Step 3: Win/Loss Analysis Programs for Competitive Insight and Customer Feedback

Now that you know who (CTOs in life sciences), why (maintaining data compliance while using cloud services), and where (existing areas vs. new) to focus – the next step is identifying opportunities where you can win against local competition.

Look at past win/loss analysis data per region to develop a SWOT analysis on each major local competitor. This will help you understand why you win or lose locally.

An independent interviewer allows the buyer to more freely respond without offending or creating conflict. You may want to consider outsourcing your win/loss program to a third party, like Notable Evolution, who will gather unbiased insights.

The resulting information keeps you current with the ever-changing marketplace and buyers.
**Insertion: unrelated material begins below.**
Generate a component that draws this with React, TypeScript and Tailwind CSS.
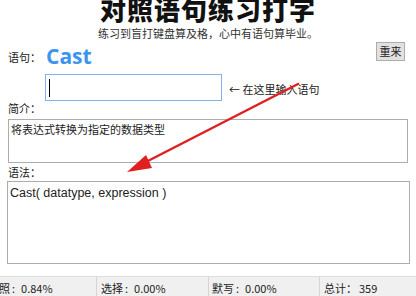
import React from 'react';

const cjk = { fontFamily: '"Noto Sans CJK SC", "Noto Sans", sans-serif' };

function StatusCell({ label, value, className }: { label: string; value: string; className?: string }) {
  return (
    <div className={`flex h-full items-start border-r border-[#d5d5d5] pt-[6px] text-[11px] leading-none text-[#222] ${className ?? ''}`}>
      <span>{label}</span>
      <span className="ml-[2px]">:</span>
      <span className="ml-[6px]">{value}</span>
    </div>
  );
}

export default function App() {
  return (
    <div className="relative flex h-[296px] w-[416px] flex-col overflow-hidden bg-white text-[#1a1a1a]" style={cjk}>
      <h1 className="mt-[-4px] text-center text-[26px] font-black leading-[26px] tracking-[1px] text-[#111]">
        对照语句练习打字
      </h1>
      <p className="mt-[5px] text-center text-[11px] leading-[13px] text-[#333]">
        练习到盲打键盘算及格，心中有语句算毕业。
      </p>

      <div className="mt-[3px] flex items-start px-[8px]">
        <span className="mt-[9px] text-[11px] leading-none">语句：</span>
        <span
          className="ml-[5px] text-[21px] font-bold leading-[26px] text-[#3d94ef]"
          style={{ fontFamily: '"Open Sans", "Noto Sans", sans-serif' }}
        >
          Cast
        </span>
        <button
          type="button"
          className="ml-auto mr-[3px] mt-[-1px] h-[19px] w-[29px] border border-[#adadad] bg-[#e1e1e1] text-[11px] leading-none text-[#222]"
        >
          重来
        </button>
      </div>

      <div className="mt-[5px] flex items-center pl-[45px]">
        <div className="flex h-[27px] w-[177px] items-center border border-[#7eb4ea] bg-white pl-[3px]">
          <div className="h-[18px] w-px bg-black" />
        </div>
        <span className="ml-[7px] mt-[3px] text-[11px] leading-none text-[#222]">← 在这里输入语句</span>
      </div>

      <span className="mt-[1px] px-[8px] text-[11px] leading-[12px]">简介：</span>
      <div className="mx-[8px] mt-[5px] h-[44px] border border-[#abadb3] px-[2px] pt-[2px] text-[11px] leading-[14px] text-[#222]">
        将表达式转换为指定的数据类型
      </div>

      <span className="mt-[3px] px-[8px] text-[11px] leading-[12px]">语法：</span>
      <div
        className="ml-[7px] mr-[6px] mt-[3px] h-[83px] border border-[#abadb3] px-[2px] pt-[4px] text-[12.5px] leading-[15px] text-[#222]"
        style={{ fontFamily: '"Liberation Sans", "Noto Sans", sans-serif' }}
      >
        Cast( datatype, expression )
      </div>

      <div className="mt-auto flex h-[20px] border-t border-[#dedede] bg-[#f0f0f0]">
        <StatusCell label="对照" value="0.84%" className="ml-[-12px] w-[109px] pl-[0px]" />
        <StatusCell label="选择" value="0.00%" className="w-[112px] pl-[4px]" />
        <StatusCell label="默写" value="0.00%" className="w-[111px] pl-[3px]" />
        <div className="flex items-start pl-[4px] pt-[6px] text-[11px] leading-none text-[#222]">
          <span>总计：</span>
          <span className="ml-[2px]">359</span>
        </div>
      </div>

      <svg className="pointer-events-none absolute left-0 top-0" width="416" height="296" viewBox="0 0 416 296">
        <line x1="298" y1="84" x2="142" y2="164" stroke="#e02020" strokeWidth="2.5" strokeLinecap="round" />
        <polygon points="127,172 146,155 152,168" fill="#e02020" />
      </svg>
    </div>
  );
}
Getting inside your buyers’ head increases your understanding of what they need, their buying criteria and pain points.

Not only that, you can gain intel relating to your competitors’ messaging, pricing strategy, and product features.

“Those who take a more comprehensive approach [to win/loss analysis] have seen a 15% to 30% increase in revenue and up to 50% improvement in win rates.”

Todd Berkowitz, Gartner Group

Benefits of Buyer-Centric Sales Territory Planning

By taking a buyer-centric approach to territory planning, you’ll benefit in a few ways:

  1. Align your sales team to the best regions, segments, and/or verticals for success
  2. Align your company strengths to provide an optimal customer experience
  3. Partner with Product Marketing and management to drive strategic corporate objectives
  4. The territory plan becomes the foundation for account-based marketing (ABM) and will significantly speed up execution of ABM programs.

It’s never too late to take a step back and make sure that the efforts of your sales team are focused on the right WHO, WHY, WHERE, and WHAT.

The benefits of a focused sales approach go far beyond the deal.